§ Goal of the exercise
Quote the listing below in its entirety, omitting every image.

§ Material provided
***

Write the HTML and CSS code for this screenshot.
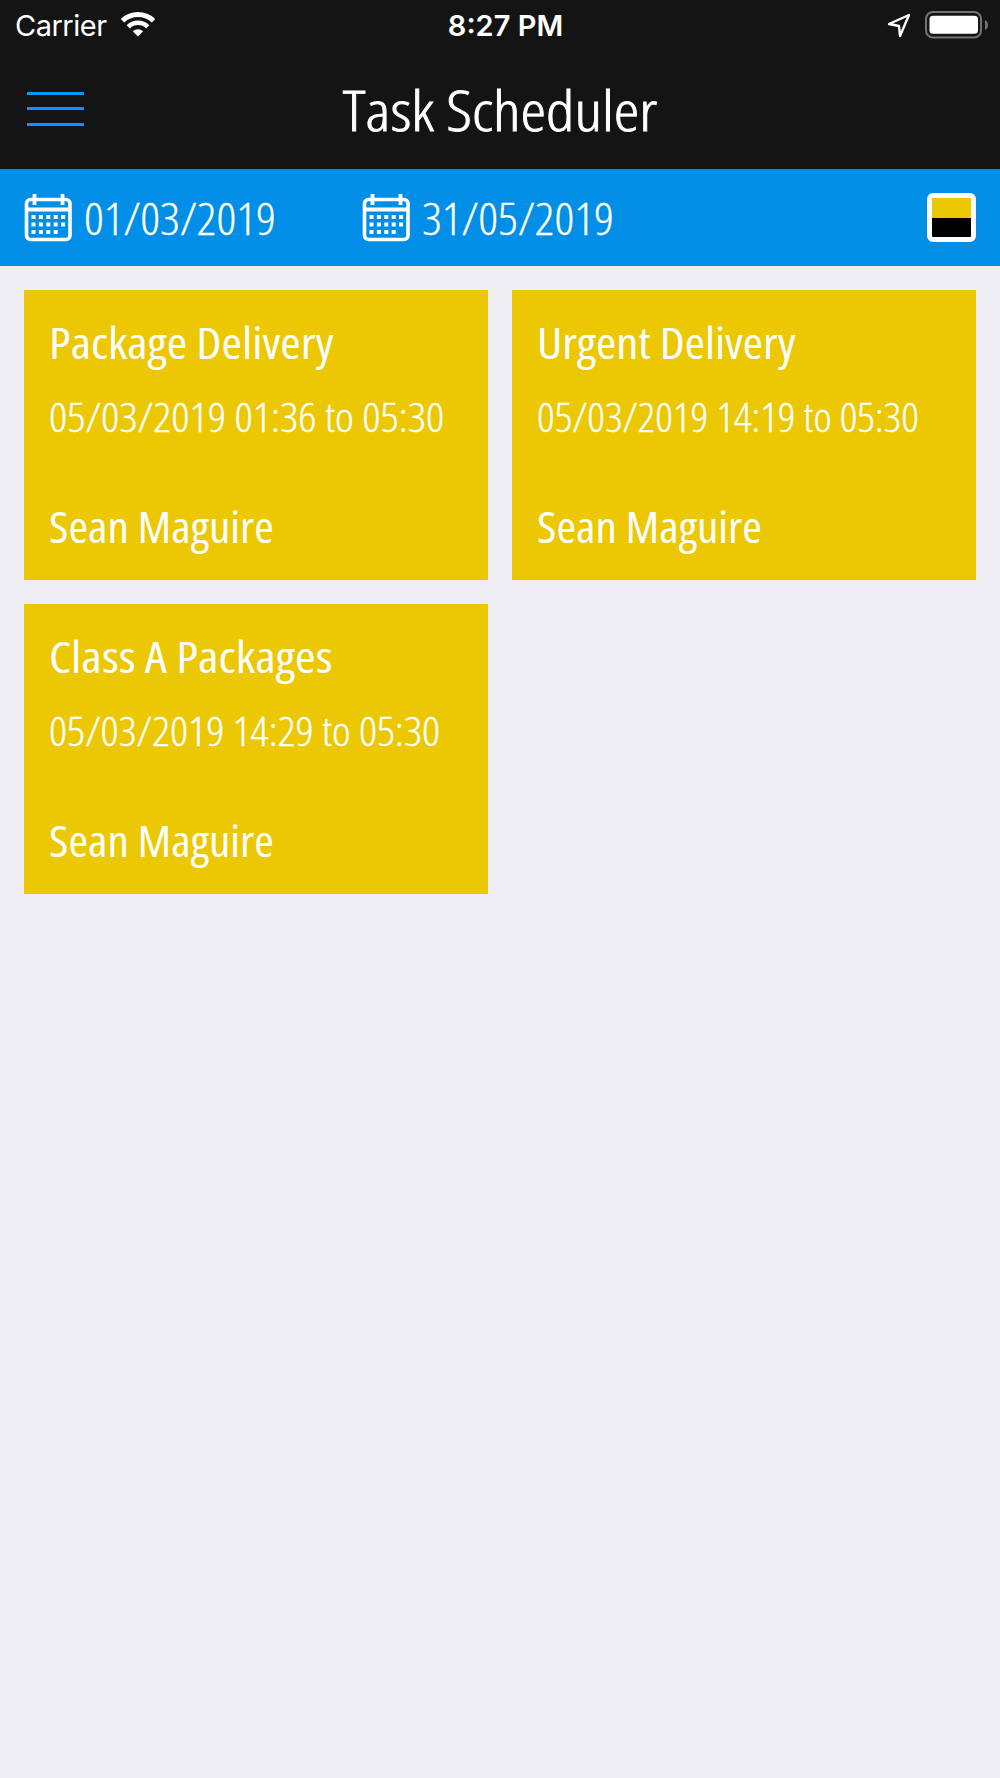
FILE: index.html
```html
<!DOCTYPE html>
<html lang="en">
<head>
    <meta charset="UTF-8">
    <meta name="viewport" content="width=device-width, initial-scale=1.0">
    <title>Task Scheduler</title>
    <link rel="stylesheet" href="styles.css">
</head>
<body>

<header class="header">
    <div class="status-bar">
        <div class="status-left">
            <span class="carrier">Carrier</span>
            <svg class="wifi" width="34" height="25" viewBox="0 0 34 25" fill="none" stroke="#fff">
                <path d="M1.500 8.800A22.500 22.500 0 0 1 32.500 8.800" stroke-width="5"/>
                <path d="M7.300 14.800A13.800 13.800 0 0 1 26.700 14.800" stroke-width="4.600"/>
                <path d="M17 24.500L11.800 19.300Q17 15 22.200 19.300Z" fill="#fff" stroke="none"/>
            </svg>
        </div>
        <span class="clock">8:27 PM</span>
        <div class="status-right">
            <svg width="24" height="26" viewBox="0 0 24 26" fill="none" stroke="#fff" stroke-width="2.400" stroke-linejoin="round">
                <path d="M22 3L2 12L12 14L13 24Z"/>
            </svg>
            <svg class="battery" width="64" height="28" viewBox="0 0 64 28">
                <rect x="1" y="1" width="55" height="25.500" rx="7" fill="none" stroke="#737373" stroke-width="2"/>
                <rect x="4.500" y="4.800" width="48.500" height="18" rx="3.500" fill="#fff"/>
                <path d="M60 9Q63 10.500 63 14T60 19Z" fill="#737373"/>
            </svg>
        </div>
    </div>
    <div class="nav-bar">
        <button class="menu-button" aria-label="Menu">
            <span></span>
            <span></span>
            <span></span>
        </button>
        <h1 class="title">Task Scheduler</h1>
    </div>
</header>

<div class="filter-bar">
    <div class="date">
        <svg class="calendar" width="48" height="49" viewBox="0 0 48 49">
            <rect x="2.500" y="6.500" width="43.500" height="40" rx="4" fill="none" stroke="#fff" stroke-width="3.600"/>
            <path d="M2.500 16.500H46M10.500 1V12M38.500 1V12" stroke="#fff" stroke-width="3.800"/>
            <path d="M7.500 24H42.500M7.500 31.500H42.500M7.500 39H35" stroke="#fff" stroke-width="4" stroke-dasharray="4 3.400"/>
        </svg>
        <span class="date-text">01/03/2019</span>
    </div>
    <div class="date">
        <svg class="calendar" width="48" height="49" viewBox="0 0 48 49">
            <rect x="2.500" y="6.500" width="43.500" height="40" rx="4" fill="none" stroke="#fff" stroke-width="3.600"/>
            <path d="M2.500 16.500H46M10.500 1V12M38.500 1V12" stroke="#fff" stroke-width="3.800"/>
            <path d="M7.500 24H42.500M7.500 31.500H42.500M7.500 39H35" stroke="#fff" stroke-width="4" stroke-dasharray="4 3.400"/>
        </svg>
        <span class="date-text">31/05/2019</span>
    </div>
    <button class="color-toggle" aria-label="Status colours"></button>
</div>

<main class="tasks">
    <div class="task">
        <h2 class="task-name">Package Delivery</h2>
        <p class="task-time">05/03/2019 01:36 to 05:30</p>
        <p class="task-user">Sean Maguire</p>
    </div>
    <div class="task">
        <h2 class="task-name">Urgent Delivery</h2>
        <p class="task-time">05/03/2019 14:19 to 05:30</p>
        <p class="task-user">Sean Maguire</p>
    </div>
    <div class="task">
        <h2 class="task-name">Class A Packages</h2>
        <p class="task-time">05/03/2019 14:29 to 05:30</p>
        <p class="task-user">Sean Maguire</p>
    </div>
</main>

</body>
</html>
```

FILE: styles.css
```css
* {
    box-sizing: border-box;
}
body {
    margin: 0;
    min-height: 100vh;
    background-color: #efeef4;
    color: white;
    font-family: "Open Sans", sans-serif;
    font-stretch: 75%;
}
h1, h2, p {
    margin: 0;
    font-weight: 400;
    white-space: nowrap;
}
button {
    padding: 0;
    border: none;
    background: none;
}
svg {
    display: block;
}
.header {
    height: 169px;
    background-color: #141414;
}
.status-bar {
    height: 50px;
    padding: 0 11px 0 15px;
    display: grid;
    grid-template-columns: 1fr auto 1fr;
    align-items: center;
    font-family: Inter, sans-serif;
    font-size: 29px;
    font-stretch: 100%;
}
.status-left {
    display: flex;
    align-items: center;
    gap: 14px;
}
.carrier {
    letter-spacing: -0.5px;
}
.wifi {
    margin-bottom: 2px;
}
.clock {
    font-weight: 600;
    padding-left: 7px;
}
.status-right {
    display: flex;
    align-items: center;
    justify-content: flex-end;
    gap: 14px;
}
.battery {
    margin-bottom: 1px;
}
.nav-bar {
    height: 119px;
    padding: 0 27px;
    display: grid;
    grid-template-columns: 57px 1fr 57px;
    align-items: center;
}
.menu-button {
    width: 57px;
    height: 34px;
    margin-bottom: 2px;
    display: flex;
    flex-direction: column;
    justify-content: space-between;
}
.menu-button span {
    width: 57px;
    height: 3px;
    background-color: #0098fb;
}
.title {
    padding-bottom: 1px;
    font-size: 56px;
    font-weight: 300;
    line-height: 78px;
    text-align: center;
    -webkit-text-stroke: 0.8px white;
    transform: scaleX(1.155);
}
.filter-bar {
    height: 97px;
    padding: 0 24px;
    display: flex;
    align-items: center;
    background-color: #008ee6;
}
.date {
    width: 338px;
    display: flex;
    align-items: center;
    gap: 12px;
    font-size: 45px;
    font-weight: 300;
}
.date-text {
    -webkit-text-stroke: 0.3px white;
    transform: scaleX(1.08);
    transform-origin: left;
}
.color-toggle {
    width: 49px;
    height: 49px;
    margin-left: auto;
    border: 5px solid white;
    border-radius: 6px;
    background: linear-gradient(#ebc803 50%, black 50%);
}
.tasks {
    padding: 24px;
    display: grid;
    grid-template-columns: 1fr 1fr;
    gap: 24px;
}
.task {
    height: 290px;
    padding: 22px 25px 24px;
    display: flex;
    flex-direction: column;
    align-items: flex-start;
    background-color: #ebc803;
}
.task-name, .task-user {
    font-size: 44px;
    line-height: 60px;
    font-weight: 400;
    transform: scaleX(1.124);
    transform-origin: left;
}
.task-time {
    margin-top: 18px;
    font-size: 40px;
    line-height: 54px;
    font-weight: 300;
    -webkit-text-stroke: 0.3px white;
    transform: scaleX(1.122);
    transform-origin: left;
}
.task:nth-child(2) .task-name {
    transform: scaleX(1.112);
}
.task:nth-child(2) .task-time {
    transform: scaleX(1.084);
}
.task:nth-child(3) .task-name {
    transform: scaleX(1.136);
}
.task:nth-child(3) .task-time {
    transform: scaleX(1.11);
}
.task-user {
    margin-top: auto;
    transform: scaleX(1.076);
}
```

***

§ Solution to the exercise
Write the HTML and CSS code for this screenshot.
FILE: index.html
```html
<!DOCTYPE html>
<html lang="en">
<head>
    <meta charset="UTF-8">
    <meta name="viewport" content="width=device-width, initial-scale=1.0">
    <title>Task Scheduler</title>
    <link rel="stylesheet" href="styles.css">
</head>
<body>

<header class="header">
    <div class="status-bar">
        <div class="status-left">
            <span class="carrier">Carrier</span>
            <svg class="wifi" width="34" height="25" viewBox="0 0 34 25" fill="none" stroke="#fff">
                <path d="M1.500 8.800A22.500 22.500 0 0 1 32.500 8.800" stroke-width="5"/>
                <path d="M7.300 14.800A13.800 13.800 0 0 1 26.700 14.800" stroke-width="4.600"/>
                <path d="M17 24.500L11.800 19.300Q17 15 22.200 19.300Z" fill="#fff" stroke="none"/>
            </svg>
        </div>
        <span class="clock">8:27 PM</span>
        <div class="status-right">
            <svg width="24" height="26" viewBox="0 0 24 26" fill="none" stroke="#fff" stroke-width="2.400" stroke-linejoin="round">
                <path d="M22 3L2 12L12 14L13 24Z"/>
            </svg>
            <svg class="battery" width="64" height="28" viewBox="0 0 64 28">
                <rect x="1" y="1" width="55" height="25.500" rx="7" fill="none" stroke="#737373" stroke-width="2"/>
                <rect x="4.500" y="4.800" width="48.500" height="18" rx="3.500" fill="#fff"/>
                <path d="M60 9Q63 10.500 63 14T60 19Z" fill="#737373"/>
            </svg>
        </div>
    </div>
    <div class="nav-bar">
        <button class="menu-button" aria-label="Menu">
            <span></span>
            <span></span>
            <span></span>
        </button>
        <h1 class="title">Task Scheduler</h1>
    </div>
</header>

<div class="filter-bar">
    <div class="date">
        <svg class="calendar" width="48" height="49" viewBox="0 0 48 49">
            <rect x="2.500" y="6.500" width="43.500" height="40" rx="4" fill="none" stroke="#fff" stroke-width="3.600"/>
            <path d="M2.500 16.500H46M10.500 1V12M38.500 1V12" stroke="#fff" stroke-width="3.800"/>
            <path d="M7.500 24H42.500M7.500 31.500H42.500M7.500 39H35" stroke="#fff" stroke-width="4" stroke-dasharray="4 3.400"/>
        </svg>
        <span class="date-text">01/03/2019</span>
    </div>
    <div class="date">
        <svg class="calendar" width="48" height="49" viewBox="0 0 48 49">
            <rect x="2.500" y="6.500" width="43.500" height="40" rx="4" fill="none" stroke="#fff" stroke-width="3.600"/>
            <path d="M2.500 16.500H46M10.500 1V12M38.500 1V12" stroke="#fff" stroke-width="3.800"/>
            <path d="M7.500 24H42.500M7.500 31.500H42.500M7.500 39H35" stroke="#fff" stroke-width="4" stroke-dasharray="4 3.400"/>
        </svg>
        <span class="date-text">31/05/2019</span>
    </div>
    <button class="color-toggle" aria-label="Status colours"></button>
</div>

<main class="tasks">
    <div class="task">
        <h2 class="task-name">Package Delivery</h2>
        <p class="task-time">05/03/2019 01:36 to 05:30</p>
        <p class="task-user">Sean Maguire</p>
    </div>
    <div class="task">
        <h2 class="task-name">Urgent Delivery</h2>
        <p class="task-time">05/03/2019 14:19 to 05:30</p>
        <p class="task-user">Sean Maguire</p>
    </div>
    <div class="task">
        <h2 class="task-name">Class A Packages</h2>
        <p class="task-time">05/03/2019 14:29 to 05:30</p>
        <p class="task-user">Sean Maguire</p>
    </div>
</main>

</body>
</html>
```

FILE: styles.css
```css
* {
    box-sizing: border-box;
}
body {
    margin: 0;
    min-height: 100vh;
    background-color: #efeef4;
    color: white;
    font-family: "Open Sans", sans-serif;
    font-stretch: 75%;
}
h1, h2, p {
    margin: 0;
    font-weight: 400;
    white-space: nowrap;
}
button {
    padding: 0;
    border: none;
    background: none;
}
svg {
    display: block;
}
.header {
    height: 169px;
    background-color: #141414;
}
.status-bar {
    height: 50px;
    padding: 0 11px 0 15px;
    display: grid;
    grid-template-columns: 1fr auto 1fr;
    align-items: center;
    font-family: Inter, sans-serif;
    font-size: 29px;
    font-stretch: 100%;
}
.status-left {
    display: flex;
    align-items: center;
    gap: 14px;
}
.carrier {
    letter-spacing: -0.5px;
}
.wifi {
    margin-bottom: 2px;
}
.clock {
    font-weight: 600;
    padding-left: 7px;
}
.status-right {
    display: flex;
    align-items: center;
    justify-content: flex-end;
    gap: 14px;
}
.battery {
    margin-bottom: 1px;
}
.nav-bar {
    height: 119px;
    padding: 0 27px;
    display: grid;
    grid-template-columns: 57px 1fr 57px;
    align-items: center;
}
.menu-button {
    width: 57px;
    height: 34px;
    margin-bottom: 2px;
    display: flex;
    flex-direction: column;
    justify-content: space-between;
}
.menu-button span {
    width: 57px;
    height: 3px;
    background-color: #0098fb;
}
.title {
    padding-bottom: 1px;
    font-size: 56px;
    font-weight: 300;
    line-height: 78px;
    text-align: center;
    -webkit-text-stroke: 0.8px white;
    transform: scaleX(1.155);
}
.filter-bar {
    height: 97px;
    padding: 0 24px;
    display: flex;
    align-items: center;
    background-color: #008ee6;
}
.date {
    width: 338px;
    display: flex;
    align-items: center;
    gap: 12px;
    font-size: 45px;
    font-weight: 300;
}
.date-text {
    -webkit-text-stroke: 0.3px white;
    transform: scaleX(1.08);
    transform-origin: left;
}
.color-toggle {
    width: 49px;
    height: 49px;
    margin-left: auto;
    border: 5px solid white;
    border-radius: 6px;
    background: linear-gradient(#ebc803 50%, black 50%);
}
.tasks {
    padding: 24px;
    display: grid;
    grid-template-columns: 1fr 1fr;
    gap: 24px;
}
.task {
    height: 290px;
    padding: 22px 25px 24px;
    display: flex;
    flex-direction: column;
    align-items: flex-start;
    background-color: #ebc803;
}
.task-name, .task-user {
    font-size: 44px;
    line-height: 60px;
    font-weight: 400;
    transform: scaleX(1.124);
    transform-origin: left;
}
.task-time {
    margin-top: 18px;
    font-size: 40px;
    line-height: 54px;
    font-weight: 300;
    -webkit-text-stroke: 0.3px white;
    transform: scaleX(1.122);
    transform-origin: left;
}
.task:nth-child(2) .task-name {
    transform: scaleX(1.112);
}
.task:nth-child(2) .task-time {
    transform: scaleX(1.084);
}
.task:nth-child(3) .task-name {
    transform: scaleX(1.136);
}
.task:nth-child(3) .task-time {
    transform: scaleX(1.11);
}
.task-user {
    margin-top: auto;
    transform: scaleX(1.076);
}
```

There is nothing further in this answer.